◆ GIVEN PROBLEM
Omit all pictures. Copy the rest of the material exactly.

═══ DATA SHOWN ═══

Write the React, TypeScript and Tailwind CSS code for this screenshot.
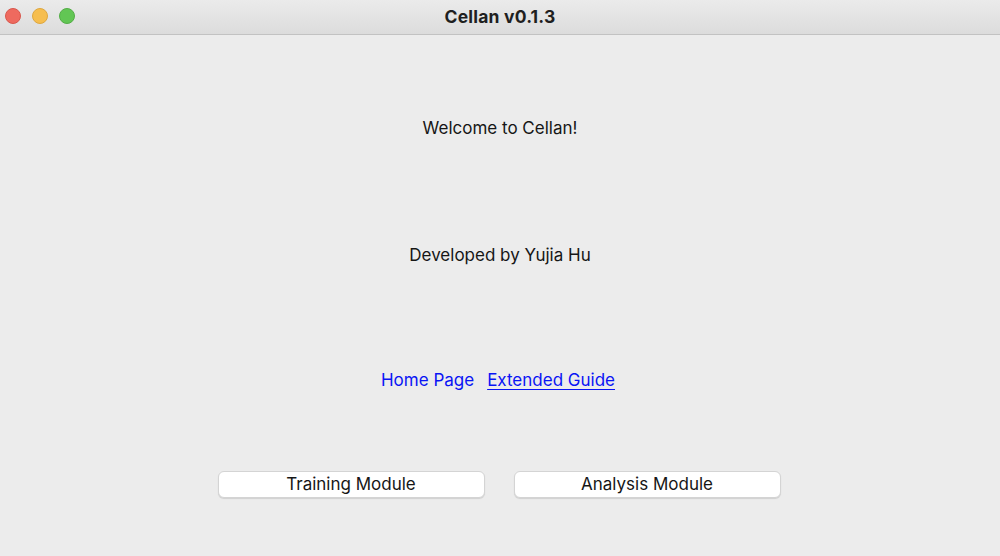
export default function App() {
  return (
    <div className="w-[1000px] h-[556px] flex flex-col bg-[#ececec] font-['Inter','Liberation_Sans',sans-serif] overflow-hidden">
      {/* Title bar */}
      <div className="h-[35px] shrink-0 relative flex items-center justify-center bg-gradient-to-b from-[#ebebeb] to-[#dcdcdc] border-b border-[#c2c2c2]">
        <div className="absolute left-[5px] top-[8px] flex gap-[11px]">
          <span className="w-4 h-4 rounded-full bg-[#ee6a5f] border border-[#d9574c]" />
          <span className="w-4 h-4 rounded-full bg-[#f6be4f] border border-[#dea73f]" />
          <span className="w-4 h-4 rounded-full bg-[#62c654] border border-[#53ad46]" />
        </div>
        <span className="text-[17.5px] font-bold text-[#1f1f1f] tracking-[0.2px]">Cellan v0.1.3</span>
      </div>

      {/* Content */}
      <div className="flex-1 flex flex-col items-center text-[#161616] text-[17px]">
        <div className="mt-[83px] h-5 leading-5">Welcome to Cellan!</div>
        <div className="mt-[107px] h-5 leading-5">Developed by Yujia Hu</div>
        <div className="mt-[105px] h-5 leading-5 flex gap-[13px] pr-[4px] text-[#0a14f5]">
          <a className="cursor-pointer">Home Page</a>
          <a className="underline underline-offset-[3px] cursor-pointer">Extended Guide</a>
        </div>
        <div className="mt-[81px] flex gap-[29px] pr-[2px]">
          <button className="w-[267px] h-[27px] bg-white rounded-[6px] border border-[#d4d4d4] shadow-[0_1px_1px_rgba(0,0,0,0.12)] text-[17px] text-[#161616] leading-none">
            Training Module
          </button>
          <button className="w-[267px] h-[27px] bg-white rounded-[6px] border border-[#d4d4d4] shadow-[0_1px_1px_rgba(0,0,0,0.12)] text-[17px] text-[#161616] leading-none">
            Analysis Module
          </button>
        </div>
      </div>
    </div>
  );
}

═══

◆ EXERCISE RESULT
Write the React, TypeScript and Tailwind CSS code for this screenshot.
export default function App() {
  return (
    <div className="w-[1000px] h-[556px] flex flex-col bg-[#ececec] font-['Inter','Liberation_Sans',sans-serif] overflow-hidden">
      {/* Title bar */}
      <div className="h-[35px] shrink-0 relative flex items-center justify-center bg-gradient-to-b from-[#ebebeb] to-[#dcdcdc] border-b border-[#c2c2c2]">
        <div className="absolute left-[5px] top-[8px] flex gap-[11px]">
          <span className="w-4 h-4 rounded-full bg-[#ee6a5f] border border-[#d9574c]" />
          <span className="w-4 h-4 rounded-full bg-[#f6be4f] border border-[#dea73f]" />
          <span className="w-4 h-4 rounded-full bg-[#62c654] border border-[#53ad46]" />
        </div>
        <span className="text-[17.5px] font-bold text-[#1f1f1f] tracking-[0.2px]">Cellan v0.1.3</span>
      </div>

      {/* Content */}
      <div className="flex-1 flex flex-col items-center text-[#161616] text-[17px]">
        <div className="mt-[83px] h-5 leading-5">Welcome to Cellan!</div>
        <div className="mt-[107px] h-5 leading-5">Developed by Yujia Hu</div>
        <div className="mt-[105px] h-5 leading-5 flex gap-[13px] pr-[4px] text-[#0a14f5]">
          <a className="cursor-pointer">Home Page</a>
          <a className="underline underline-offset-[3px] cursor-pointer">Extended Guide</a>
        </div>
        <div className="mt-[81px] flex gap-[29px] pr-[2px]">
          <button className="w-[267px] h-[27px] bg-white rounded-[6px] border border-[#d4d4d4] shadow-[0_1px_1px_rgba(0,0,0,0.12)] text-[17px] text-[#161616] leading-none">
            Training Module
          </button>
          <button className="w-[267px] h-[27px] bg-white rounded-[6px] border border-[#d4d4d4] shadow-[0_1px_1px_rgba(0,0,0,0.12)] text-[17px] text-[#161616] leading-none">
            Analysis Module
          </button>
        </div>
      </div>
    </div>
  );
}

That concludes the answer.